However, with a reversible reaction, no matter how long the system is left, it will never be composed of 100% products. Once the reactants begin forming products, those products then start to react to form reactants. When we represent a reversible chemical equation, we use the equilibrium arrows (⇌) to indicate that the reaction can go in either direction, and both reactions are occurring simultaneously. The actual amount of products formed is known as the chemical yield.
Industrial chemists are interested in maximising the chemical yield for useful industrial reactions. The chemical yield is different from the rate of reaction that is explored in applications of equilibrium concepts.
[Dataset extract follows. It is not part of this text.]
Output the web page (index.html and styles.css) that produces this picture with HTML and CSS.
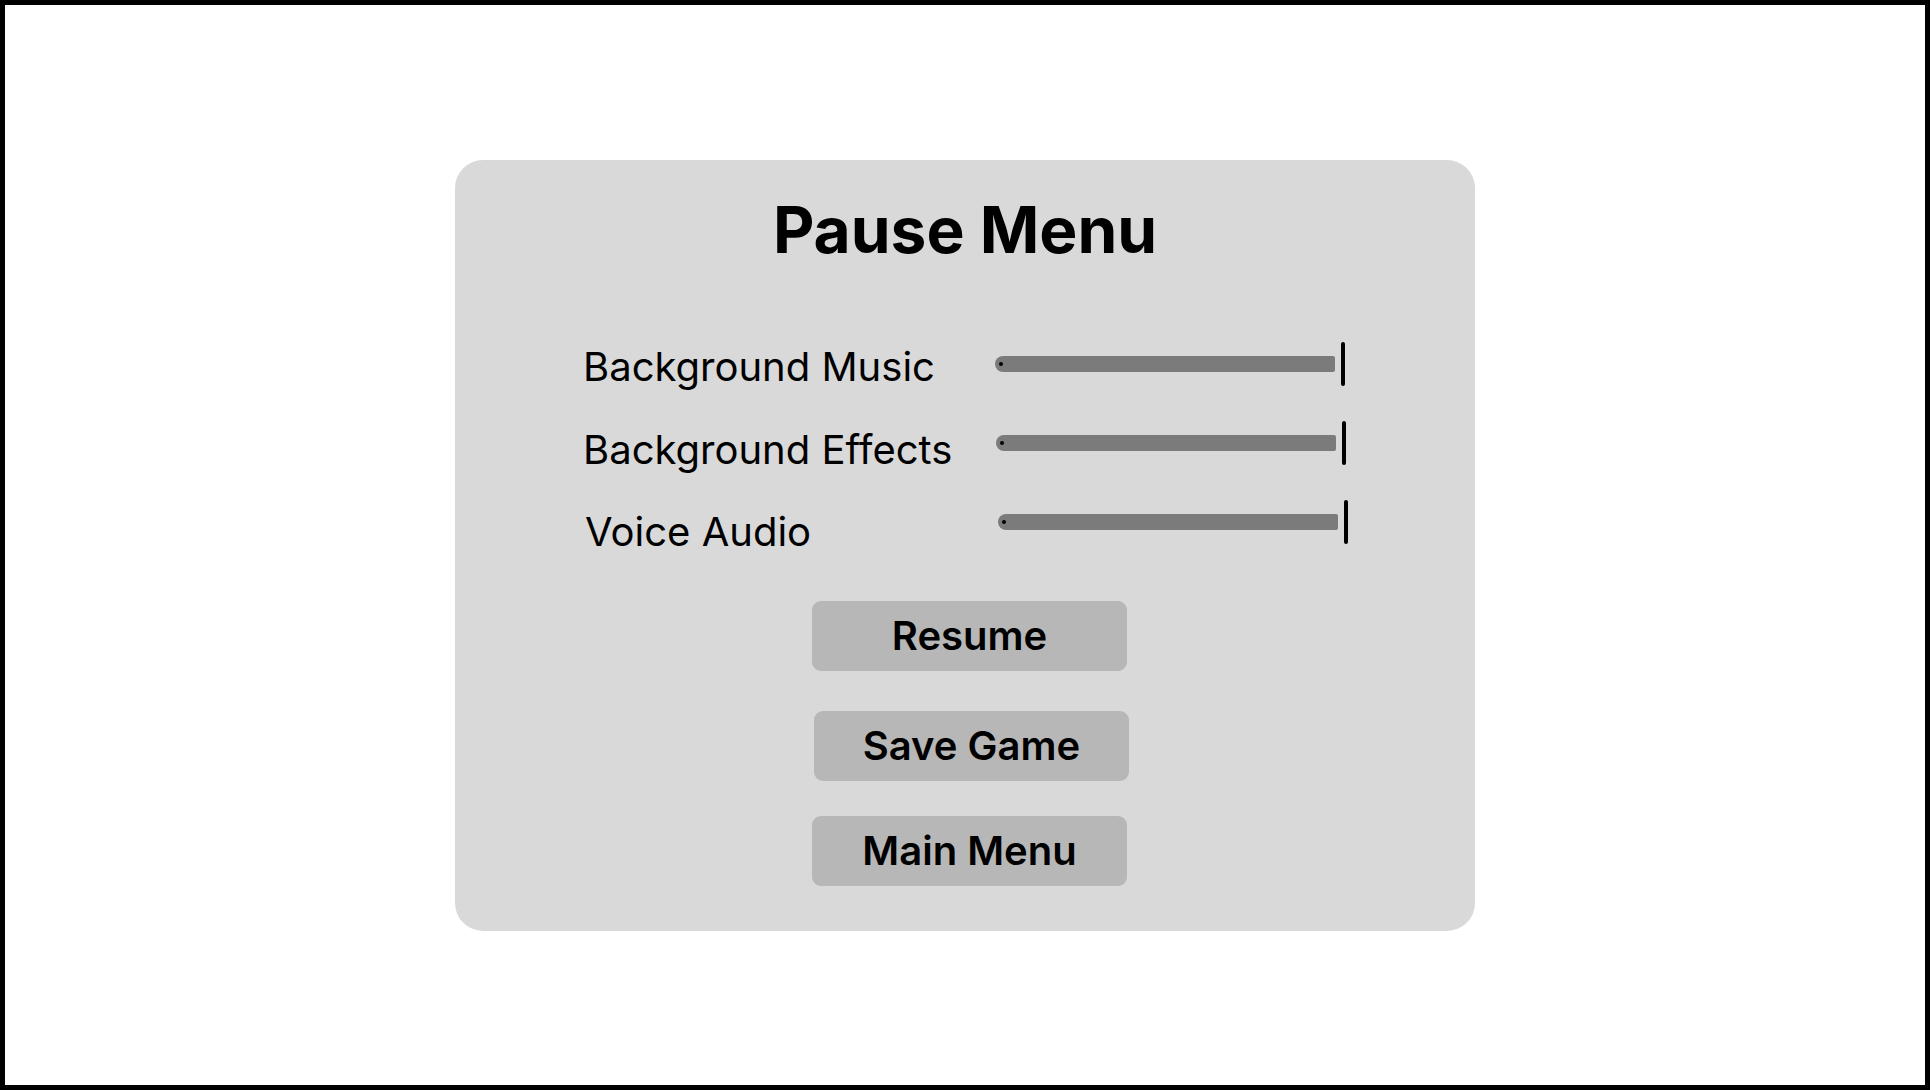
FILE: index.html
```html
<!DOCTYPE html>
<html lang="en">
<head>
<meta charset="utf-8">
<title>Pause Menu</title>
<link rel="stylesheet" href="styles.css">
</head>
<body>
<div class="frame">
  <section class="panel">
    <h1 class="title">Pause Menu</h1>
    <div class="settings">
      <div class="labels">
        <div class="label">Background Music</div>
        <div class="label">Background Effects</div>
        <div class="label label-voice">Voice Audio</div>
      </div>
      <div class="sliders">
        <div class="slider"><div class="track"><span class="dot"></span></div><span class="thumb"></span></div>
        <div class="slider slider-effects"><div class="track"><span class="dot"></span></div><span class="thumb"></span></div>
        <div class="slider slider-voice"><div class="track"><span class="dot"></span></div><span class="thumb"></span></div>
      </div>
    </div>
    <div class="buttons">
      <button class="btn">Resume</button>
      <button class="btn btn-save">Save Game</button>
      <button class="btn">Main Menu</button>
    </div>
  </section>
</div>
</body>
</html>
```
FILE: styles.css
```css
* { box-sizing: border-box; }
html, body { margin: 0; padding: 0; background: #fff; }
body { font-family: "Inter", "Noto Sans", sans-serif; color: #000; }

.frame {
  width: 1930px;
  height: 1090px;
  border: 5px solid #000;
  background: #fff;
  display: flex;
  justify-content: center;
  align-items: flex-start;
}

.panel {
  width: 1020px;
  height: 771px;
  margin-top: 155px;
  background: #d9d9d9;
  border-radius: 28px;
  padding-top: 38px;
  display: flex;
  flex-direction: column;
}

.title {
  margin: 0;
  font-size: 64px;
  line-height: 64px;
  font-weight: 700;
  text-align: center;
  letter-spacing: 0;
}

.settings {
  display: flex;
  align-items: flex-start;
  padding-left: 128px;
  margin-top: 80px;
}

.labels {
  width: 412px;
  padding-top: 5px;
  display: flex;
  flex-direction: column;
  gap: 42.5px;
}

.label {
  font-size: 40px;
  line-height: 40px;
  font-weight: 400;
  white-space: nowrap;
}

.label-voice { padding-left: 2px; }

.sliders {
  display: flex;
  flex-direction: column;
  gap: 35px;
}

.slider {
  display: flex;
  align-items: center;
  gap: 6px;
  height: 44px;
}

.slider-effects { margin-left: 1px; }
.slider-voice { margin-left: 3px; }

.track {
  width: 340px;
  height: 16px;
  background: #7b7b7b;
  border-radius: 8px 2px 2px 8px;
  display: flex;
  align-items: center;
  padding-left: 4px;
}

.dot {
  width: 4px;
  height: 4px;
  border-radius: 50%;
  background: #000;
}

.thumb {
  width: 4px;
  height: 44px;
  border-radius: 2px;
  background: #000;
}

.buttons {
  display: flex;
  flex-direction: column;
  align-items: center;
  padding-left: 9px;
  margin-top: 49px;
}

.btn {
  width: 315px;
  height: 70px;
  border: none;
  border-radius: 9px;
  background: #b7b7b7;
  font-family: "Inter", "Noto Sans", sans-serif;
  font-size: 40px;
  line-height: 70px;
  font-weight: 600;
  color: #000;
  padding: 0;
  text-align: center;
}

.btn-save {
  margin: 40px 0 35px 4px;
}
```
Chemical reactions have both a rate (how fast they generate a product per unit time) and a yield (the total amount or proportion of product formed).
Dynamic equilibrium
Dynamic equilibrium refers to both forward and reverse reactions occurring simultaneously, at the same rate, while the amount of reactants and products remains unchanged.
To simplify equilibrium, we will only consider homogeneous equilibrium systems, that is, systems where substances are all aqueous or all gaseous. An example is shown below.
\[A(g)+B(g)\rightleftharpoons 2C(g)\quad \quad\Delta{H}=-ve\]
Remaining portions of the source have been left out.